The untapped potential of system thinking in modern design

Creating a solid design foundation that won’t crumble as a product evolves

A very colorful digital illustration (with shades of red, blue, yellow, green, purple, and orange) on a light blue background. At the center is a white person with shoulder-length black hair, wearing green shoes, blue pants, and a pink-and-white striped shirt. Their left hand (with pink nail polish) holding a red circle with a blue cog at the centerholding a pencil at the center and their right hand touching an orange square with a stylized tree in it. The person is surrounded by more than two dozen symbols, emojis, shapes, and icons.

Illustration by Kenzo Hamazaki

In the design world, there's an inconvenient truth that every product has a shelf life. Whatever product you've poured your heart into designing, there's a time when that version will no longer be relevant. This end date is inevitable and based on many uncontrollable factors, such as technological advances, innovation, or evolving aesthetic tastes.
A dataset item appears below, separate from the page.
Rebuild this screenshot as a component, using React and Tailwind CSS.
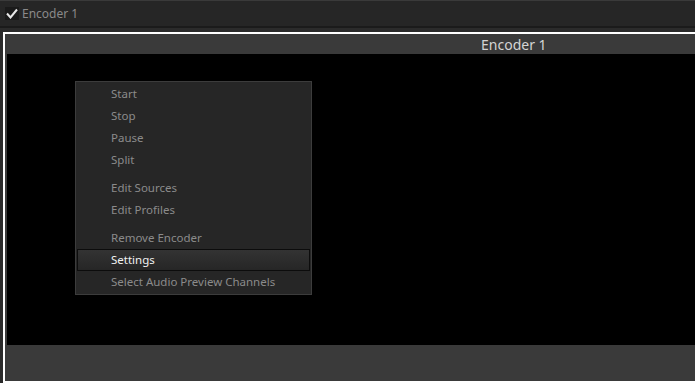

An important construct that steers product development and is often missing in design thinking is planning for the full Product Life Cycle (PLC). Based on a formula developed by economist Raymond Vernon, it proposes that all products have five stages:

  1. Introduction of the product to the market
  2. Growth in product demand and profitability, which generates competitors
  3. Maturity of the product is well-known and demand and sales start to plateau
  4. Saturation in the market requires continued innovation or competitors may start to gain market share
  5. Decline in the potential of the product after it has peaked
An illustration of five potted plants in various stages of growth on navy blue background. From left: 1. A blue pot with only green leaves above the word Introduction; 2. A blue pot with green leaves and pink flower emerging above the word Growth; 3. A blue pot with green leaves behind a young pink flower above the word Maturity; 4. A blue pot with green leaves behind a pink flower with visible pollen above the word Saturation; 5. A blue pot with green leaves behind a drooping pink flower with visible pollen, and a fallen petal, above the word Decline.
Understanding and planning for the full product life cycle can help extend it.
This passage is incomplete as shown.